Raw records
--

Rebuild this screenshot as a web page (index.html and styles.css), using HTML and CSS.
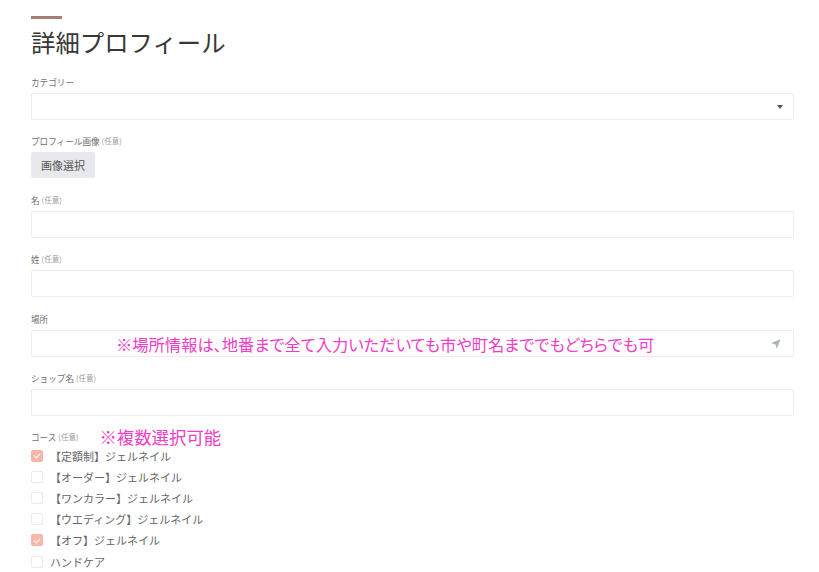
FILE: index.html
```html
<!DOCTYPE html>
<html lang="ja">
<head>
<meta charset="utf-8">
<title>詳細プロフィール</title>
<link rel="stylesheet" href="styles.css">
</head>
<body>
<div class="page">
  <div class="accent"></div>
  <h1 class="title">詳細プロフィール</h1>

  <div class="field">
    <div class="label">カテゴリー</div>
    <div class="box select"><span class="caret"></span></div>
  </div>

  <div class="field field-wide">
    <div class="label">プロフィール画像 <span class="opt">(任意)</span></div>
    <div class="btn">画像選択</div>
  </div>

  <div class="field">
    <div class="label">名 <span class="opt">(任意)</span></div>
    <div class="box"></div>
  </div>

  <div class="field field-wide">
    <div class="label">姓 <span class="opt">(任意)</span></div>
    <div class="box"></div>
  </div>

  <div class="field">
    <div class="label">場所</div>
    <div class="box loc">
      <span class="note note-loc">※場所情報は、地番まで全て入力いただいても市や町名まででもどちらでも可</span>
      <svg class="loc-icon" viewBox="0 0 24 24" width="12" height="12"><path d="M21 2.5 L2.5 10.2 L11 12.8 L13.6 21.5 Z" fill="#a9b1bc"/></svg>
    </div>
  </div>

  <div class="field">
    <div class="label">ショップ名 <span class="opt">(任意)</span></div>
    <div class="box"></div>
  </div>

  <div class="field course">
    <div class="label label-course">コース <span class="opt">(任意)</span><span class="note note-course">※複数選択可能</span></div>
    <ul class="checks">
      <li class="check"><span class="cb on"></span>【定額制】ジェルネイル</li>
      <li class="check"><span class="cb"></span>【オーダー】ジェルネイル</li>
      <li class="check"><span class="cb"></span>【ワンカラー】ジェルネイル</li>
      <li class="check"><span class="cb"></span>【ウエディング】ジェルネイル</li>
      <li class="check"><span class="cb on"></span>【オフ】ジェルネイル</li>
      <li class="check"><span class="cb"></span>ハンドケア</li>
    </ul>
  </div>
</div>
</body>
</html>
```

FILE: styles.css
```css
* { box-sizing: border-box; }
html, body { margin: 0; padding: 0; background: #fff; }
body {
  font-family: "Noto Sans CJK JP", "Noto Sans", sans-serif;
  color: #333;
  overflow: hidden;
}
.page {
  padding: 16px 25px 0 31px;
}
.accent {
  width: 31px;
  height: 3px;
  background: #a47e70;
}
.title {
  margin: 7px 0 18px;
  font-size: 24.4px;
  line-height: 32px;
  height: 32px;
  font-weight: 400;
  color: #383838;
}
.field {
  margin-bottom: 15px;
}
.field-wide { margin-bottom: 16px; }
.label {
  font-size: 8.6px;
  line-height: 12px;
  height: 12px;
  color: #6f6f6f;
  margin-bottom: 5px;
  display: flex;
  align-items: center;
  gap: 2px;
}
.label-course { margin-bottom: 2px; }
.opt {
  font-size: 7.5px;
  color: #9a9a9a;
}
.box {
  height: 27px;
  border: 1px solid #ededed;
  border-radius: 2px;
  background: #fff;
  display: flex;
  align-items: center;
}
.select { justify-content: flex-end; padding-right: 10px; }
.caret {
  width: 0; height: 0;
  border-left: 3px solid transparent;
  border-right: 3px solid transparent;
  border-top: 4px solid #555;
}
.btn {
  display: flex;
  width: max-content;
  align-items: center;
  height: 26px;
  padding: 0 10px;
  background: #e8e9ec;
  border-radius: 2px;
  font-size: 11px;
  color: #555;
}
.loc { padding-right: 11px; }
.note {
  color: #f03cc6;
  white-space: nowrap;
}
.note-loc {
  font-size: 16.3px;
  margin-left: 84px;
  font-feature-settings: "palt";
}
.loc-icon { margin-left: auto; }
.note-course {
  font-size: 17.4px;
  margin-left: 19px;
}
.checks {
  list-style: none;
  margin: 0;
  padding: 0;
}
.check {
  display: flex;
  align-items: center;
  height: 21.2px;
  font-size: 11px;
  color: #666;
}
.cb {
  width: 12px;
  height: 12px;
  border: 1px solid #ececec;
  border-radius: 2px;
  background: #fff;
  margin-right: 7px;
  position: relative;
  flex: none;
}
.cb.on {
  background: #f8b5a8;
  border-color: #f8b5a8;
}
.cb.on::after {
  content: "";
  position: absolute;
  left: 3px;
  top: 1.5px;
  width: 3px;
  height: 5px;
  border: solid #fff;
  border-width: 0 1.5px 1.5px 0;
  transform: rotate(45deg);
}
```
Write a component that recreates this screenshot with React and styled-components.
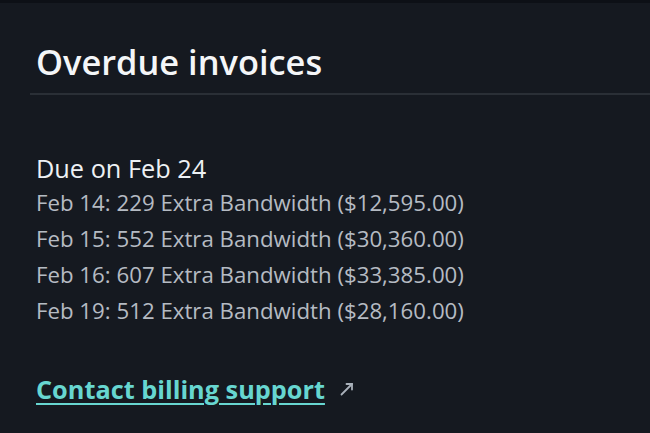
import React from 'react';
import styled, { createGlobalStyle } from 'styled-components';

const Global = createGlobalStyle`
  html, body {
    margin: 0;
    background: #151920;
  }
  body {
    font-family: "Open Sans", "Noto Sans", sans-serif;
  }
`;

const Frame = styled.div`
  height: 433px;
  border-top: 3px solid #0d1016;
  background: #151920;
  overflow: hidden;
`;

const Panel = styled.section`
  padding-left: 30px;
`;

const Header = styled.div`
  padding: 39px 0 11px 6px;
  border-bottom: 2px solid #2a2f36;
`;

const Title = styled.h1`
  margin: 0;
  font-size: 34.4px;
  font-weight: 600;
  line-height: 40px;
  color: #f4f6f8;
`;

const Body = styled.div`
  padding: 58px 0 0 6px;
`;

const DueTitle = styled.h2`
  margin: 0 0 2px;
  font-size: 25.3px;
  font-weight: 400;
  line-height: 30px;
  color: #eef1f4;
`;

const List = styled.ul`
  list-style: none;
  margin: 0;
  padding: 0;
`;

const Item = styled.li`
  font-size: 22.25px;
  line-height: 36px;
  color: #b5bbc3;
`;

const Link = styled.a`
  display: inline-flex;
  align-items: center;
  gap: 14px;
  margin-top: 43px;
  font-size: 25.3px;
  font-weight: 700;
  line-height: 34px;
  color: #67d6d0;
  text-decoration: none;
  cursor: pointer;

  span {
    text-decoration: underline;
    text-decoration-thickness: 2px;
    text-underline-offset: 4px;
  }
`;

const invoices = [
  'Feb 14: 229 Extra Bandwidth ($12,595.00)',
  'Feb 15: 552 Extra Bandwidth ($30,360.00)',
  'Feb 16: 607 Extra Bandwidth ($33,385.00)',
  'Feb 19: 512 Extra Bandwidth ($28,160.00)',
];

const Arrow = () => (
  <svg width="16" height="16" viewBox="0 0 16 16" fill="none" stroke="#a9b1ba" strokeWidth="1.8" strokeLinecap="round">
    <path d="M2.5 13.5 L13 3" />
    <path d="M7.5 3 H13 V8.5" />
  </svg>
);

export default function App() {
  return (
    <Frame>
      <Global />
      <Panel>
        <Header>
          <Title>Overdue invoices</Title>
        </Header>
        <Body>
          <DueTitle>Due on Feb 24</DueTitle>
          <List>
            {invoices.map((line) => (
              <Item key={line}>{line}</Item>
            ))}
          </List>
          <Link>
            <span>Contact billing support</span>
            <Arrow />
          </Link>
        </Body>
      </Panel>
    </Frame>
  );
}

--

» **Exercise**
Your task is to pick out every line with the string "React" and copy it.

» **Solution to the exercise**
Write a component that recreates this screenshot with React and styled-components.
import React from 'react';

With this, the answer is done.